In the glass substrate for an OLED device according to this embodiment, it is preferred that the other surface opposite to the roughened surface be an unpolished surface. The surface opposite to the roughened surface has a surface roughness Rt of preferably 10 nm or less, less than 10 nm, 5 nm or less, 3 nm or less, particularly preferably 1 nm or less. When the surface opposite to the roughened surface is an unpolished surface, the glass substrate is hardly broken. Further, when the surface roughness Rt of the surface opposite to the roughened surface is smaller, the quality of an ITO film formed on the surface improves, and hence the uniformity of the distribution of an in-plane electric field can be easily maintained. As a result, in-plane luminance unevenness hardly occurs. Note that a resin sheet has inferior surface smoothness, and hence it is difficult to enhance the quality of an ITO film.

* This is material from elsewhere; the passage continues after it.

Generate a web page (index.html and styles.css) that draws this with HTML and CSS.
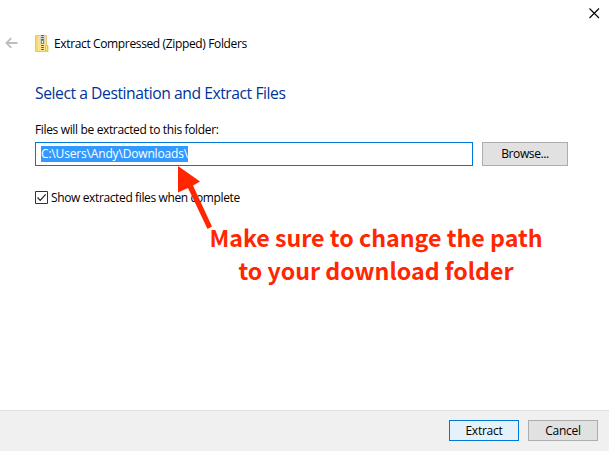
FILE: index.html
```html
<!DOCTYPE html>
<html lang="en">
<head>
<meta charset="utf-8">
<title>Extract Compressed (Zipped) Folders</title>
<link rel="stylesheet" href="styles.css">
</head>
<body>
<div class="wizard">
  <header class="titlebar">
    <svg class="close" width="11" height="11" viewBox="0 0 11 11"><path d="M.5.5l9.500 9.500M10 .5L.5 10" stroke="#000" stroke-width="1.1" fill="none"/></svg>
  </header>
  <div class="caption">
    <svg class="back" width="13" height="12" viewBox="0 0 13 12"><path d="M12.500 6H1.500M6.200 1.200L1.400 6l4.800 4.800" stroke="#bdbdbd" stroke-width="1.8" fill="none"/></svg>
    <svg class="zip" width="14" height="17" viewBox="0 0 14 17">
      <path d="M.5.5h11v10h1.500v6H.5z" fill="#fbe28b" stroke="#e8c968"/>
      <path d="M1 1h2v15H1z" fill="#f5d775"/>
      <path d="M10.500 10.500h2v5h-2z" fill="#ffe99d" stroke="#e3bf58"/>
      <path d="M5 0h5v9H5z" fill="#d2d3d2"/>
      <path d="M7.500 0v16" stroke="#555" stroke-width="2.600" stroke-dasharray="1 1"/>
      <path d="M6 5h3v4H6z" fill="#888"/><path d="M7 6h1v2H7z" fill="#eee"/>
    </svg>
    <span class="title">Extract Compressed (Zipped) Folders</span>
  </div>
  <main class="content">
    <h1>Select a Destination and Extract Files</h1>
    <label class="label"><span>Files will be extracted to this folder:</span></label>
    <div class="row">
      <div class="field"><span class="selection">C:\Users\Andy\Downloads\</span></div>
      <button class="button browse"><span>Browse...</span></button>
    </div>
    <div class="check">
      <svg class="box" width="13" height="13" viewBox="0 0 13 13"><path d="M.5.5h12v12H.5z" fill="#fff" stroke="#333"/><path d="M2.500 6.500l2.700 2.800 5.500-6" fill="none" stroke="#222" stroke-width="1.200"/></svg>
      <span>Show extracted files when complete</span>
    </div>
  </main>
  <footer class="actions">
    <button class="button primary"><span>Extract</span></button>
    <button class="button cancel"><span>Cancel</span></button>
  </footer>
  <svg class="arrow" width="40" height="70" viewBox="0 0 40 70"><path d="M1 1L23 16.500 16 20.500 35 61.500 30.500 64 11 23 1 27.500z" fill="#ff2600"/></svg>
  <div class="note"><div class="one">Make sure to change the path</div><div class="two">to your download folder</div></div>
</div>
</body>
</html>
```
FILE: styles.css
```css
* { box-sizing: border-box; }
body { margin: 0; background: #fff; color: #000; font: 12px/16px "Open Sans", "Noto Sans", sans-serif; }
.wizard { position: relative; display: flex; flex-direction: column; width: 609px; height: 451px; overflow: hidden; }
.titlebar { display: flex; justify-content: flex-end; height: 34px; padding: 8px 9px 0 0; }
.caption { display: flex; align-items: center; height: 19px; padding-left: 5px; }
.back { position: relative; top: -1px; }
.zip { margin-left: 17px; }
.title { margin-left: 5px; letter-spacing: -.36px; white-space: nowrap; }
.content { flex: 1; padding: 29px 0 0 35px; }
h1 { margin: 0; font-size: 15.700px; line-height: 22px; font-weight: 400; color: #003399; letter-spacing: -.45px; white-space: nowrap; }
.label { display: block; margin-top: 18px; letter-spacing: -.35px; }
.row { display: flex; align-items: flex-start; gap: 9px; margin-top: 4px; }
.field { display: flex; align-items: center; width: 438px; height: 24px; border: 1px solid #0078d7; padding-left: 5px; }
.selection { height: 16px; color: #fff; background: #3399ff; letter-spacing: -.17px; }
.button { display: flex; align-items: center; justify-content: center; height: 24px; padding: 0; border: 1px solid #adadad; background: #e1e1e1; color: #000; font: inherit; letter-spacing: -.38px; }
.browse { width: 86px; }
.check { display: flex; align-items: center; gap: 3px; height: 16px; margin-top: 24px; letter-spacing: -.37px; }
.box { margin-bottom: 1px; }
.actions { display: flex; gap: 9px; justify-content: flex-end; height: 41px; padding: 9px 11px 0 0; border-top: 1px solid #dfdfdf; background: #f0f0f0; }
.actions .button { width: 70px; height: 21px; letter-spacing: -.25px; }
.actions .primary { border-color: #0078d7; background: #e5f1fb; }
.arrow { position: absolute; left: 177px; top: 165px; }
.note { position: absolute; left: 209px; top: 221px; width: 334px; color: #ff2600; font: 700 23.200px/33px "Noto Sans CJK SC", sans-serif; text-align: center; white-space: nowrap; }
```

The glass substrate for an OLED device according to this embodiment preferably comprises 30 to 70 mass % of SiO2 as a glass composition. SiO2 is a component that forms a network of glass. However, when the content of SiO2 is too large, meltability and formability deteriorate, and a refractive index becomes too small, with the result that it is difficult to match the refractive index with that of an organic light-emitting layer. On the other hand, when the content of SiO2 is too small, vitrification hardly occurs, chemical resistance deteriorates, and an in-plane strength is liable to reduce.
The glass substrate for an OLED device according to this embodiment preferably comprises as a glass composition, in terms of mass %, 30 to 70% of SiO2, 0 to 20% of Al2O3, 0 to 15% of Li2O+Na2O+K2O, 5 to 55% of MgO+CaO+SrO+BaO, 0 to 20% of TiO2, and 0 to 15% of ZrO2. With this, the refractive index and the in-plane strength can be increased. The following description shows the reason why the content range of each component is defined as described above. Note that the term “Li2O+Na2O+K2O” refers to the total content of Li2O, Na2O, and K2O, and the term “MgO+CaO+SrO+BaO” refers to the total content of MgO, CaO, SrO, and BaO.
SiO2 is a component that forms a network of glass. The content of SiO2 is preferably 30 to 70%. When the content of SiO2 is too large, meltability and formability deteriorate, and a refractive index becomes too small, with the result that it is difficult to match the refractive index with that of the organic light-emitting layer. On the other hand, when the content of SiO2 is too small, vitrification hardly occurs, chemical resistance deteriorates, and an in-plane strength is liable to reduce.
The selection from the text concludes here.